> [PROVIDED DATA]
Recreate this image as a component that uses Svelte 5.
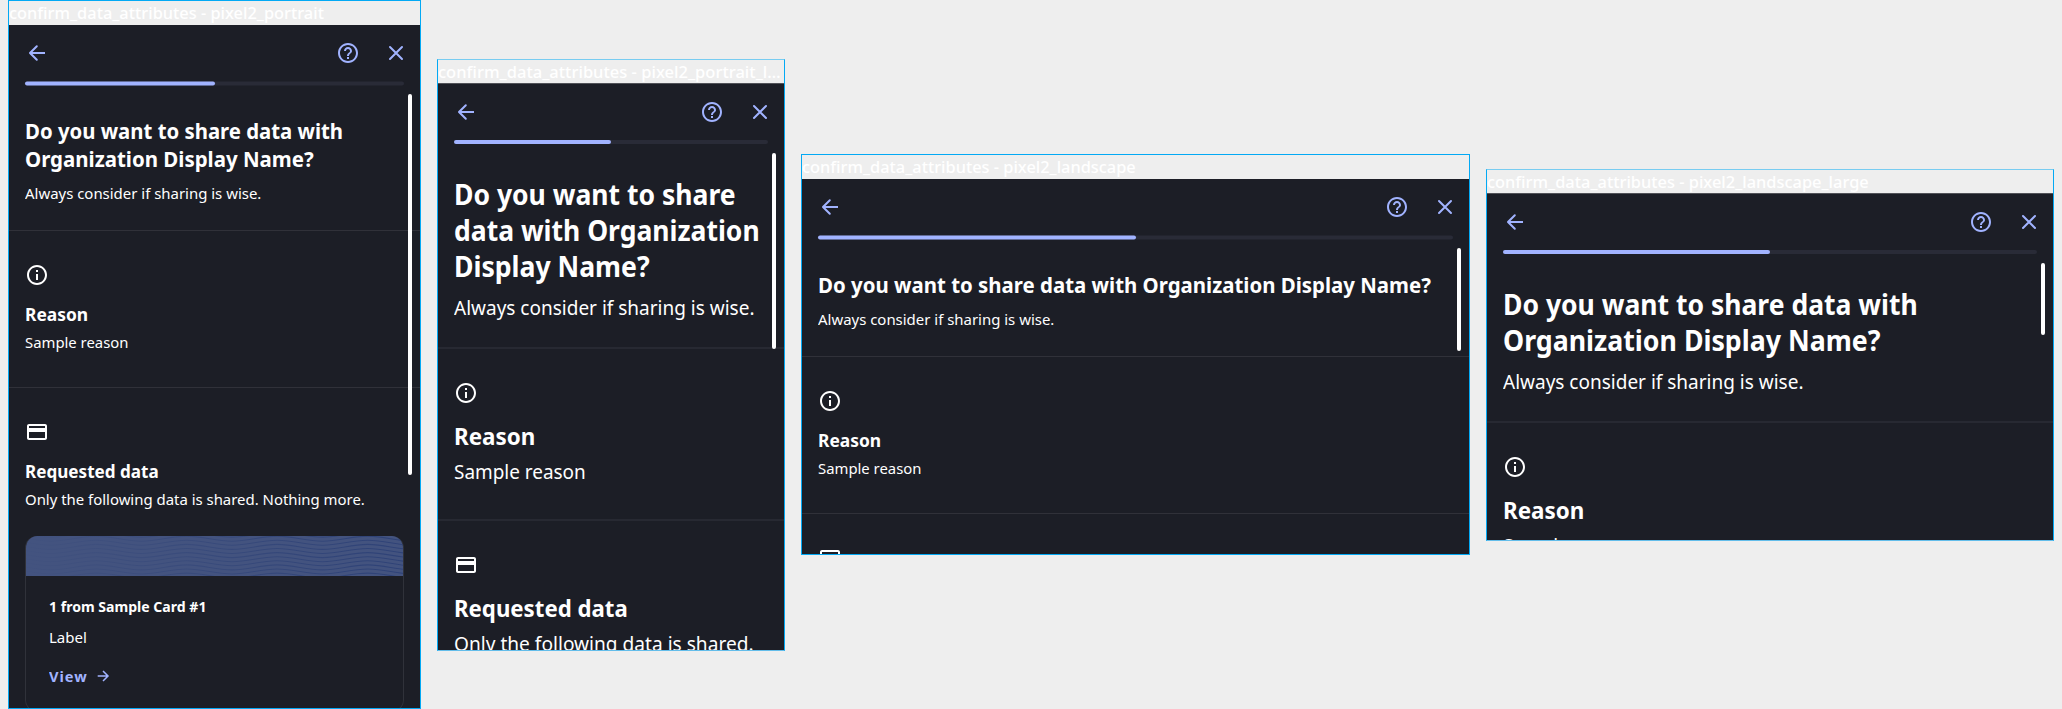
<script>
  const ORG = 'Organization';
  const frames = [
    {
      name: 'pixel2_portrait', nameWidth: 315, width: 413, height: 709, large: false, bar: 381,
      title: [['Do you want to share data with', 318], [ORG + ' Display Name?', 289]]
    },
    {
      name: 'pixel2_portrait_l…', nameWidth: 343, width: 348, height: 592, large: true, bar: 196,
      title: [['Do you want to share', 282], ['data with ' + ORG, 306], ['Display Name?', 196]]
    },
    {
      name: 'pixel2_landscape', nameWidth: 334, width: 669, height: 401, large: false, bar: 103,
      title: [['Do you want to share data with ' + ORG + ' Display Name?', 612.5]]
    },
    {
      name: 'pixel2_landscape_large', nameWidth: 382, width: 568, height: 372, large: true, bar: 72,
      title: [['Do you want to share data with', 415], [ORG + ' Display Name?', 377]]
    }
  ];

  const small = { always: 236, reason: 63, sample: 103, requested: 134, only: 340 };
  const big = { always: 301, reason: 81, sample: 132, requested: 174, only: 300 };

  const waves = Array.from({ length: 15 }, (_, i) => {
    const y = i * 4.1 - 8;
    let d = `M-66 ${y + 5}`;
    for (let x = -66; x < 420; x += 91) {
      d += `C${x + 18} ${y + 5} ${x + 27} ${y} ${x + 45.5} ${y}S${x + 73} ${y + 5} ${x + 91} ${y + 5}`;
    }
    return d;
  });

  // Condenses a line of text to the given width.
  function fit(node, width) {
    node.style.transform = `scaleX(${width / node.offsetWidth})`;
  }
</script>

<main>
  {#each frames as f}
    {@const w = f.large ? big : small}
    <section class="frame" class:large={f.large} style="width:{f.width}px;height:{f.height}px">
      <div class="label"><span class="line" use:fit={f.nameWidth}>confirm_data_attributes - {f.name}</span></div>
      <div class="screen">
        <header>
          <svg class="icon" viewBox="0 0 24 24" fill="none" stroke="currentColor" stroke-width="2" stroke-linecap="round" stroke-linejoin="round">
            <path d="M11.8 5.2 5 12l6.8 6.8" /><path d="M5.4 12H20" stroke-linecap="butt" />
          </svg>
          <span class="grow"></span>
          <svg class="icon" viewBox="0 0 24 24" fill="currentColor">
            <path d="M11 18h2v-2h-2v2zm1-16C6.48 2 2 6.48 2 12s4.48 10 10 10 10-4.48 10-10S17.52 2 12 2zm0 18c-4.41 0-8-3.59-8-8s3.59-8 8-8 8 3.59 8 8-3.59 8-8 8zm0-14c-2.21 0-4 1.79-4 4h2c0-1.1.9-2 2-2s2 .9 2 2c0 2-3 1.75-3 5h2c0-2.25 3-2.5 3-5 0-2.21-1.79-4-4-4z" />
          </svg>
          <svg class="icon" viewBox="0 0 24 24" fill="none" stroke="currentColor" stroke-width="2" stroke-linecap="round">
            <path d="m6 6 12 12M18 6 6 18" />
          </svg>
        </header>
        <div class="progress"><div></div></div>
        <div class="body">
          <div class="intro">
            <h1>{#each f.title as [text, tw]}<span class="line" use:fit={tw}>{text}</span>{/each}</h1>
            <p><span class="line" use:fit={w.always}>Always consider if sharing is wise.</span></p>
          </div>
          <div class="part">
            <svg class="icon" viewBox="0 0 24 24" fill="currentColor">
              <path d="M11 7h2v2h-2zm0 4h2v6h-2zm1-9C6.48 2 2 6.48 2 12s4.48 10 10 10 10-4.48 10-10S17.52 2 12 2zm0 18c-4.41 0-8-3.59-8-8s3.59-8 8-8 8 3.59 8 8-3.59 8-8 8z" />
            </svg>
            <h2><span class="line" use:fit={w.reason}>Reason</span></h2>
            <p><span class="line" use:fit={w.sample}>Sample reason</span></p>
          </div>
          <div class="part">
            <svg class="icon" viewBox="0 0 24 24" fill="currentColor">
              <path d="M20 4H4c-1.11 0-1.99.89-1.99 2L2 18c0 1.11.89 2 2 2h16c1.11 0 2-.89 2-2V6c0-1.11-.89-2-2-2zm0 14H4v-6h16v6zm0-10H4V6h16v2z" />
            </svg>
            {#if f.height > 500}
              <h2><span class="line" use:fit={w.requested}>Requested data</span></h2>
              <p><span class="line" use:fit={w.only}>Only the following data is shared.{f.large ? '' : ' Nothing more.'}</span></p>
            {/if}
            {#if f.height > 600}
              <article>
                <svg class="waves" viewBox="0 0 379 40" preserveAspectRatio="none">
                  <defs>
                    <linearGradient id="fade" gradientUnits="userSpaceOnUse" x1="0" x2="379" y1="0" y2="0">
                      <stop stop-color="#2c4076" stop-opacity="0.05" /><stop offset="1" stop-color="#2c4076" stop-opacity="0.9" />
                    </linearGradient>
                  </defs>
                  {#each waves as d}<path {d} fill="none" stroke="url(#fade)" stroke-width="1.1" />{/each}
                </svg>
                <div class="content">
                  <h3><span class="line" use:fit={157.5}>1 from Sample Card #1</span></h3>
                  <p><span class="line" use:fit={38}>Label</span></p>
                  <div class="view">
                    <b><span class="line" use:fit={39}>View</span></b>
                    <svg viewBox="0 0 16 16" fill="none" stroke="currentColor" stroke-width="1.5">
                      <path d="M2.7 8h10M8 3l5 5-5 5" />
                    </svg>
                  </div>
                </div>
              </article>
            {/if}
          </div>
        </div>
        <div class="scrollbar" style="height:{f.bar}px"></div>
      </div>
    </section>
  {/each}
</main>

<style>
  :global(body) { background: #eee; overflow: hidden; }
  main {
    display: flex; align-items: center; gap: 16px; height: 709px; padding: 0 8px; box-sizing: border-box;
    font-family: "Noto Sans", "Open Sans", sans-serif; color: #fff;
  }
  .frame {
    flex: none; display: flex; flex-direction: column; box-sizing: border-box;
    border: 1px solid #03a9f4; overflow: hidden;
  }
  .frame.large { border-top-color: #78ccf1; border-bottom-color: #63bdea; }
  .label { flex: none; height: 24px; font-size: 17px; line-height: 24px; font-weight: 500; }
  .large .label { height: 23px; }
  .line { display: block; width: max-content; white-space: nowrap; transform-origin: 0 50%; }
  .screen {
    position: relative; flex: 1; min-height: 0; display: flex; flex-direction: column;
    background: #1c1e26; overflow: hidden;
  }
  .large .screen { border-top: 1px solid #515258; }
  header {
    flex: none; display: flex; align-items: center; gap: 24px; height: 56px; box-sizing: border-box;
    padding: 0 12px 0 16px; color: #a1b3ff;
  }
  .grow { flex: 1; }
  .icon { display: block; flex: none; width: 24px; height: 24px; }
  .progress { flex: none; height: 4px; margin: 0 16px; border-radius: 2px; background: #292b37; transform: translateY(.5px); }
  .large .progress { transform: none; }
  .progress div { width: 50%; height: 4px; border-radius: 2px; background: #a1b3ff; }
  .body { flex: 1; min-height: 0; overflow: hidden; }
  .intro { padding: 31px 16px 27px; }
  h1, h2, h3, p { margin: 0; }
  h1 { font-size: 22px; line-height: 28px; font-weight: 700; }
  h2 { font-size: 18.5px; line-height: 24px; font-weight: 700; margin-top: 15px; }
  h3 { font-size: 15px; line-height: 20px; font-weight: 700; }
  p { font-size: 15px; line-height: 20px; margin-top: 6px; }
  .intro p { margin-top: 11px; }
  .part { padding: 32px 16px 35px; border-top: 1px solid #303139; }
  .large .intro { padding: 32px 16px 26px; }
  .large h1 { font-size: 28.5px; line-height: 36px; }
  .large h2 { font-size: 23.5px; line-height: 30px; margin-top: 16px; }
  .large p { font-size: 19.5px; line-height: 26px; margin-top: 8px; }
  .large .intro p { margin-top: 11px; }
  .large .part { border-top: 2px solid #272932; padding-bottom: 34px; }
  article {
    margin-top: 27px; height: 176px; box-sizing: border-box; border: 1px solid #30323a; border-top: 0;
    border-radius: 12px; overflow: hidden;
  }
  .waves { display: block; width: 100%; height: 40px; background: #43537f; }
  .content { padding: 20px 24px; }
  .content p { margin-top: 11px; }
  .view { display: flex; align-items: center; gap: 8px; margin-top: 19px; color: #a1b3ff; font-size: 15px; line-height: 20px; }
  .view b { width: 38px; letter-spacing: 1px; }
  .view svg { width: 16px; height: 16px; }
  .content { padding-left: 23px; }
  .scrollbar {
    position: absolute; top: 69px; right: 8px; width: 4px; border-radius: 2px; background: #fff;
  }
</style>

> [DIRECTIVE] Repeat exactly and only the lines from the start of the data above through the line that holds "174, only: 300", inclusive. Pictures do not belong in the copy.

> [SOLUTION FOR THIS PROBLEM]
Recreate this image as a component that uses Svelte 5.
<script>
  const ORG = 'Organization';
  const frames = [
    {
      name: 'pixel2_portrait', nameWidth: 315, width: 413, height: 709, large: false, bar: 381,
      title: [['Do you want to share data with', 318], [ORG + ' Display Name?', 289]]
    },
    {
      name: 'pixel2_portrait_l…', nameWidth: 343, width: 348, height: 592, large: true, bar: 196,
      title: [['Do you want to share', 282], ['data with ' + ORG, 306], ['Display Name?', 196]]
    },
    {
      name: 'pixel2_landscape', nameWidth: 334, width: 669, height: 401, large: false, bar: 103,
      title: [['Do you want to share data with ' + ORG + ' Display Name?', 612.5]]
    },
    {
      name: 'pixel2_landscape_large', nameWidth: 382, width: 568, height: 372, large: true, bar: 72,
      title: [['Do you want to share data with', 415], [ORG + ' Display Name?', 377]]
    }
  ];

  const small = { always: 236, reason: 63, sample: 103, requested: 134, only: 340 };
  const big = { always: 301, reason: 81, sample: 132, requested: 174, only: 300 };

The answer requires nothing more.